2) I remain a Surrealist and, moreover, do not know how I could cease to be one without renouncing my identity. From what Surrealism was in my first definition of 1924: pure psychic automatism by which one proposes to express, either verbally, in writing, or in any other way, the real functioning of thought dictated by thought outside of all control exercised by reason. Surrealism has risen to a much broader conception of itself (…) Surreality is contained within reality itself, and is neither superior nor inferior to it. I have been led to argue that the Surrealist writer, the artist, works not on the creation of a personal myth, but rather on the collective myth proper to our time, in application of Lautréamont's motto : “Poetry must be made by all, not by one.” “ I was also able to say that Surrealism aims to dialectically resolve all the antinomies that oppose the human endeavor: representation, past and future, reason and madness, life and death, etc. On an artistic level, critics no longer dispute that Surrealism had and still retains a great liberating value (…) It is generally accepted that all contemporary poetry and art (except perhaps in Germany) has been influenced by it.”

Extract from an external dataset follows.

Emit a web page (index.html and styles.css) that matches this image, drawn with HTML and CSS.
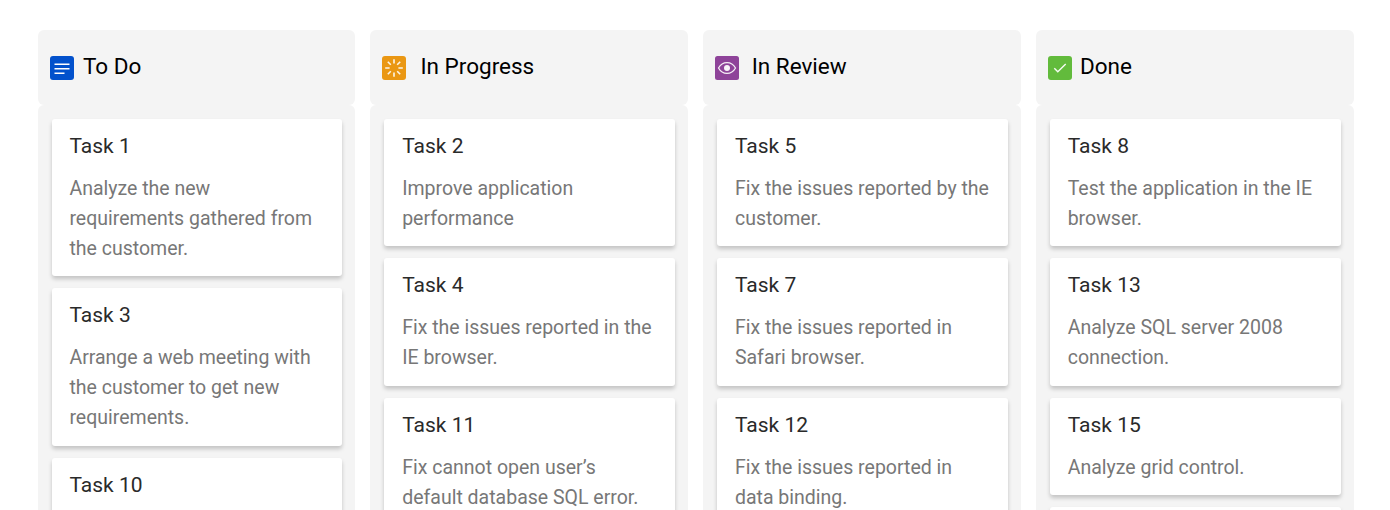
FILE: index.html
```html
<!DOCTYPE html>
<html lang="en">
<head>
<meta charset="utf-8">
<title>Kanban</title>
<link rel="stylesheet" href="styles.css">
</head>
<body>
<main class="board">
  <section class="column">
    <header class="head todo">
      <svg class="icon" viewBox="0 0 24 24"><rect width="24" height="24" rx="3" fill="#0251cc"/><path d="M4.5 8.3h15M4.5 12.8h15M4.5 17.2h10" stroke="#fff" stroke-width="1.4" fill="none"/></svg>
      <h2 class="name">To Do</h2>
    </header>
    <div class="cards">
      <article class="card"><h3 class="title">Task 1</h3><p class="text">Analyze the new<br>requirements gathered from<br>the customer.</p></article>
      <article class="card"><h3 class="title">Task 3</h3><p class="text">Arrange a web meeting with<br>the customer to get new<br>requirements.</p></article>
      <article class="card"><h3 class="title">Task 10</h3></article>
    </div>
  </section>
  <section class="column">
    <header class="head progress">
      <svg class="icon" viewBox="0 0 24 24"><rect width="24" height="24" rx="3" fill="#ea9713"/><path d="M12 3.2v4.4M12 16.4v4.4M3.2 12h4.4M16.4 12h4.4M5.8 5.8l3 3M15.2 15.2l3 3M5.8 18.2l3-3M15.2 8.8l3-3" stroke="#fff" stroke-opacity=".9" stroke-width="1.6" fill="none"/></svg>
      <h2 class="name">In Progress</h2>
    </header>
    <div class="cards">
      <article class="card"><h3 class="title">Task 2</h3><p class="text">Improve application<br>performance</p></article>
      <article class="card"><h3 class="title">Task 4</h3><p class="text">Fix the issues reported in the<br>IE browser.</p></article>
      <article class="card"><h3 class="title">Task 11</h3><p class="text">Fix cannot open user’s<br>default database SQL error.</p></article>
    </div>
  </section>
  <section class="column">
    <header class="head review">
      <svg class="icon" viewBox="0 0 24 24"><rect width="24" height="24" rx="2.5" fill="#8e4399"/><path d="M3.5 12C7.5 4.8 16.5 4.8 20.5 12C16.5 19.2 7.5 19.2 3.5 12Z" stroke="#fff" stroke-opacity=".9" stroke-width="1.3" fill="none"/><circle cx="12" cy="12" r="3" fill="#fff" fill-opacity=".94"/></svg>
      <h2 class="name">In Review</h2>
    </header>
    <div class="cards">
      <article class="card"><h3 class="title">Task 5</h3><p class="text">Fix the issues reported by the<br>customer.</p></article>
      <article class="card"><h3 class="title">Task 7</h3><p class="text">Fix the issues reported in<br>Safari browser.</p></article>
      <article class="card"><h3 class="title">Task 12</h3><p class="text">Fix the issues reported in<br>data binding.</p></article>
    </div>
  </section>
  <section class="column">
    <header class="head done">
      <svg class="icon" viewBox="0 0 24 24"><rect width="24" height="24" rx="3" fill="#62bb3c"/><path d="M6.3 12.3L9.8 15.8L17.7 7.9" stroke="#fff" stroke-opacity=".94" stroke-width="1.4" fill="none"/></svg>
      <h2 class="name">Done</h2>
    </header>
    <div class="cards">
      <article class="card"><h3 class="title">Task 8</h3><p class="text">Test the application in the IE<br>browser.</p></article>
      <article class="card"><h3 class="title">Task 13</h3><p class="text">Analyze SQL server 2008<br>connection.</p></article>
      <article class="card"><h3 class="title">Task 15</h3><p class="text">Analyze grid control.</p></article>
      <article class="card"></article>
    </div>
  </section>
</main>
</body>
</html>
```
FILE: styles.css
```css
body {
  margin: 0;
  background: #fff;
  font-family: Roboto, sans-serif;
  overflow: hidden;
}
.board {
  box-sizing: border-box;
  height: 510px;
  padding: 30px 36.3px 0 37.7px;
  display: grid;
  grid-template-columns: repeat(4, 1fr);
  gap: 15px;
  overflow: hidden;
}
.column {
  display: flex;
  flex-direction: column;
  min-width: 0;
}
.head {
  box-sizing: border-box;
  flex: none;
  height: 74.75px;
  padding: 0 12px;
  display: flex;
  align-items: center;
  background: #f4f4f4;
  border-radius: 6px;
}
.icon {
  width: 24px;
  height: 24px;
  flex: none;
  margin-top: 1px;
}
.name {
  margin: 0 0 2px 9.3px;
  font-size: 22.5px;
  line-height: 30px;
  font-weight: 400;
  color: #000;
}
.progress .name { margin-left: 14px; }
.review .name { margin-left: 12.5px; }
.done .name { margin-left: 8px; }
.cards {
  flex: none;
  min-height: 500px;
  padding: 14px 13.1px 0 13.85px;
  display: flex;
  flex-direction: column;
  gap: 12px;
  background: #f4f4f4;
  border-radius: 6px 6px 0 0;
}
.card {
  box-sizing: border-box;
  flex: none;
  min-height: 97.5px;
  padding: 12px 17.9px 12.5px;
  background: #fff;
  border-radius: 3px;
  box-shadow: 0 3px 4px rgba(0, 0, 0, .2);
}
.title {
  margin: 0 0 13px;
  font-size: 21px;
  line-height: 30px;
  font-weight: 400;
  color: #2a2a2a;
}
.text {
  margin: 0;
  font-size: 19.5px;
  line-height: 30px;
  font-weight: 400;
  color: #777;
  white-space: nowrap;
}
```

3) Most of my friends are completely unable to come to terms with the new regime, whether it be that of Paris or Vichy. Some immediately placed all their hopes in America, where I intend to find them or wait for them. Those who remain, almost all against their will, are deprived of any public means of expression. Some have chosen to wait while continuing their work as if it were for themselves alone. This is the case with Picasso in Paris. Picasso loves painting too much not to seek, through painting and painting alone, to overcome the misery of the times. He explains that, as a last resort, they will let him have a pencil, and if not, he will still have the option of scratching the wall with his fingernail. The German occupation seems to show him some consideration . This winter, they even went so far as to offer him coal, which he refused. André Derain, also in Paris, is considered the most highly regarded painter. Among the major Parisian journals, Nouvelle Revue Française has reappeared . Mr. Abetz, the German ambassador, entrusted its editorship to Drieu La Rochelle, tasking him with waging ideological warfare against England. André Gide, who had contributed half-heartedly to the first issues, announced his withdrawal. It was regrettable to find Éluard's signature alongside Montherlant's. André Malraux, residing in the so-called "free zone," declared that he was not currently planning any publications. Benjamin Péret, Jacques Prévert, and Tristan Tzara remained in southern France, from where Max Ernst was preparing to depart for New York.
4) French culture does not seem to me to be affected in its essence (…) I can assure you that, despite the exhortations of a press that has long since lost all self-respect , no writer, no artist worthy of the name, is inclined to admit their mistake. It is not the French genius—that of Rousseau, Saint-Just, Hugo, Delacroix, Courbet, Baudelaire, Rimbaud —and no one in good faith is mistaken about this— that is being defeated . But it must be admitted that a vast shadow falls over this culture if one considers its immediate future, knowing that it is in such hands. The sudden poverty of everything that officially comes from France in terms of thought and action cannot lead to the conclusion of an irreparable crisis, any more than the one that has been shaking Germany for the last nine years. The burning of books and other things is of no use : enormous resources remain which, on both sides, could not have been accumulated in vain…
5) My stay in Mexico three years ago convinced me of the necessity of situating a work of art within its original context, whenever possible. I am certain, in particular, that the perspective of the School of Paris would be worthless when applied to the work of an artist like Diego Rivera , whose murals, quite apart from their grand historical form, achieve a unique harmony with life, the colors of the sky, the earth, and the foliage of his country. My admiration for Picasso in no way diminishes my admiration for Rivera… Given the spread of armed conflict throughout Europe, there is no doubt that the center of artistic activity is shifting toward New York, that New York is becoming the crossroads of all paths of great artistic adventure. I eagerly anticipate witnessing this unique interpenetration in history and seeing its fruits .
6) Unfortunately, this can still only be an impression, but at least it is extremely favorable. I am all the more pleased to attest to this because the Dominican Republic is currently the hope of all those who, like me, aspire to rediscover what they consider their reason for being, and some of whom, even in French territory, are not out of danger (…) There is no disaster, material or moral, that a resolute person, capable of embodying the will of others, cannot overcome. ”
_________________________________________________
André Breton left Marseille on March 24, 1941, bound for New York. On his way, he stopped in Martinique, Guadeloupe, and then Ciudad Trujillo in the Dominican Republic, where he was interviewed by the Spanish painter Fernandez Granell. The interview was published in the Dominican newspaper La Nación on May 28, 1941.